Le monde a changé, et j'ai l'air de penser qu'il ne faudrait rien changer ? Au contraire, conservons le cadre, mais changeons les comportement. Appliquons la charte des Nations unies, mais toute la charte. « Maintenir la paix », certes, mais aussi « réaliser la coopération internationale… d'ordre économique, social »…
Par exemple, taxons au niveau mondial les mouvements de capitaux pour financer le développement du Sud. Changeons d'abord le comportement de la France. En pleine guerre froide, le général de Gaulle osa sortir la France de l'Otan, sinon de l'Alliance atlantique. Aujourd'hui, alors que le pacte de Varsovie a disparu, nous nous laissons ligoter par un système qui a perdu sa raison d'être. Le génie de la France réside dans le pouvoir de dire non. Ayons le courage d'être la France. Justifions le siège de la France au Conseil de sécurité. Osons la France.

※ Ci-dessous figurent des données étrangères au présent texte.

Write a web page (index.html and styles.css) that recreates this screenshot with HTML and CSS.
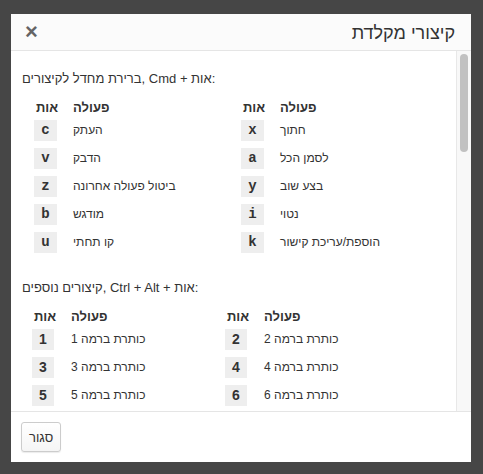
FILE: index.html
```html
<!DOCTYPE html>
<html lang="he">
<head>
<meta charset="utf-8">
<title>קיצורי מקלדת</title>
<link rel="stylesheet" href="styles.css">
</head>
<body>
<div class="overlay">
  <div class="dialog">
    <div class="dlg-header" dir="rtl">
      <h4 class="dlg-title">קיצורי מקלדת</h4>
      <button class="dlg-close" type="button">×</button>
    </div>
    <div class="dlg-body">
      <div class="dlg-content">
        <div class="section">
          <p class="sec-title">ברירת מחדל לקיצורים, Cmd + אות:</p>
          <div class="tables tables-a">
            <div class="ktable">
              <div class="krow khead"><span class="kcol">אות</span><span>פעולה</span></div>
              <div class="krow"><span class="kbd">c</span><span>העתק</span></div>
              <div class="krow"><span class="kbd">v</span><span>הדבק</span></div>
              <div class="krow"><span class="kbd">z</span><span>ביטול פעולה אחרונה</span></div>
              <div class="krow"><span class="kbd">b</span><span>מודגש</span></div>
              <div class="krow"><span class="kbd">u</span><span>קו תחתי</span></div>
            </div>
            <div class="ktable">
              <div class="krow khead"><span class="kcol">אות</span><span>פעולה</span></div>
              <div class="krow"><span class="kbd">x</span><span>חתוך</span></div>
              <div class="krow"><span class="kbd">a</span><span>לסמן הכל</span></div>
              <div class="krow"><span class="kbd">y</span><span>בצע שוב</span></div>
              <div class="krow"><span class="kbd">i</span><span>נטוי</span></div>
              <div class="krow"><span class="kbd">k</span><span>הוספת/עריכת קישור</span></div>
            </div>
          </div>
        </div>
        <div class="section section-b">
          <p class="sec-title">קיצורים נוספים, Ctrl + Alt + אות:</p>
          <div class="tables tables-b">
            <div class="ktable">
              <div class="krow khead"><span class="kcol">אות</span><span>פעולה</span></div>
              <div class="krow"><span class="kbd num">1</span><span>כותרת ברמה 1</span></div>
              <div class="krow"><span class="kbd num">3</span><span>כותרת ברמה 3</span></div>
              <div class="krow"><span class="kbd num">5</span><span>כותרת ברמה 5</span></div>
            </div>
            <div class="ktable">
              <div class="krow khead"><span class="kcol">אות</span><span>פעולה</span></div>
              <div class="krow"><span class="kbd num">2</span><span>כותרת ברמה 2</span></div>
              <div class="krow"><span class="kbd num">4</span><span>כותרת ברמה 4</span></div>
              <div class="krow"><span class="kbd num">6</span><span>כותרת ברמה 6</span></div>
            </div>
          </div>
        </div>
      </div>
      <div class="scrollbar"><div class="thumb"></div></div>
    </div>
    <div class="dlg-footer">
      <button class="btn" type="button">סגור</button>
    </div>
  </div>
</div>
</body>
</html>
```
FILE: styles.css
```css
html, body {
  margin: 0;
  padding: 0;
  height: 100%;
}
body {
  background: #464646;
  font-family: "Liberation Sans", Arial, sans-serif;
  font-size: 14px;
  color: #333;
  overflow: hidden;
}
.overlay {
  padding: 14px 0 0 11px;
}
.dialog {
  width: 460px;
  height: 448px;
  background: #fff;
  display: flex;
  flex-direction: column;
}
.dlg-header {
  height: 36px;
  flex: none;
  background: #fbfbfb;
  border-bottom: 1px solid #e5e5e5;
  display: flex;
  align-items: center;
  justify-content: space-between;
  padding: 0 16px 0 14px;
}
.dlg-title {
  margin: 0;
  font-size: 18px;
  font-weight: normal;
  line-height: 20px;
  color: #333;
  padding-top: 1px;
}
.dlg-close {
  border: 0;
  background: none;
  padding: 0;
  margin: 0;
  font-family: "Liberation Sans", Arial, sans-serif;
  font-size: 22px;
  font-weight: bold;
  line-height: 1;
  color: #000;
  opacity: 0.6;
  cursor: pointer;
}
.dlg-body {
  height: 360px;
  flex: none;
  display: flex;
}
.dlg-content {
  flex: 1;
  overflow: hidden;
  padding: 18px 0 0 11px;
  direction: ltr;
}
.scrollbar {
  flex: none;
  background: #f8f8f8;
  border-left: 1px solid #e8e8e8;
  padding: 3px 3px 0 3px;
  box-sizing: border-box;
  width: 15px;
}
.thumb {
  width: 8px;
  height: 98px;
  background: #c1c1c1;
  border-radius: 4px;
}
.sec-title {
  margin: 0;
  line-height: 20px;
  font-size: 13px;
}
.section-b {
  margin-top: 25px;
}
.tables {
  display: grid;
  margin-top: 9px;
}
.tables-a {
  padding-left: 12px;
  grid-template-columns: 207px 1fr;
}
.tables-b {
  padding-left: 10px;
  grid-template-columns: 193px 1fr;
}
.krow {
  display: grid;
  grid-template-columns: 39px 1fr;
  align-items: center;
  margin-top: 7px;
  line-height: 21px;
  font-size: 12px;
}
.khead {
  margin-top: 0;
  margin-bottom: -5px;
  font-weight: bold;
  line-height: 20px;
  font-size: 13px;
}
.kcol {
  padding-left: 2px;
}
.kbd {
  width: 23px;
  height: 21px;
  background: #eee;
  text-align: center;
  font-family: "Liberation Mono", "Courier New", monospace;
  font-weight: bold;
  font-size: 14px;
  color: #333;
}
.tables-b .kbd {
  width: 22px;
}
.kbd.num {
  font-family: "Liberation Sans", Arial, sans-serif;
}
.dlg-footer {
  flex: 1;
  border-top: 1px solid #e5e5e5;
  padding: 10px;
  display: flex;
  align-items: flex-start;
}
.btn {
  height: 30px;
  padding: 0 7px;
  border: 1px solid #ccc;
  border-radius: 3px;
  background: linear-gradient(#fff, #f5f5f5);
  box-shadow: 0 1px 1px rgba(0,0,0,0.08);
  font-family: "Liberation Sans", Arial, sans-serif;
  font-size: 13px;
  color: #333;
  cursor: pointer;
}
```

Si, en décembre 1991, à Bruxelles, nous avions eu le courage d'être la France, au lieu de nous aligner sur l'Allemagne dans le sillage de Maastricht, de Sarajevo à Pristina, la dislocation de la Yougoslavie aurait été moins sanglante. Si, comme les États-Unis et l'Australie, nous n'avions pas eu peur de déplaire aux généraux indonésiens, une force internationale aurait débarqué à Timor avant le référendum. Si la France redevenait la France, l'ONU serait le lieu de son action, le lieu de concertation, le modérateur de l'hyperpuissance.
Je crains que tes propositions n'aillent dans le sens inverse. Elles prolongent ce mouvement d'effacement de la France. D'ailleurs, tu assures qu'à terme notre pays devra céder sa place à « l'Europe ». C'est cette résignation, cette démission qui entrave la France, qui affaiblit l'ONU.
(1) Voir l'interview de Paul Quilès dans le Figaro du 18 octobre.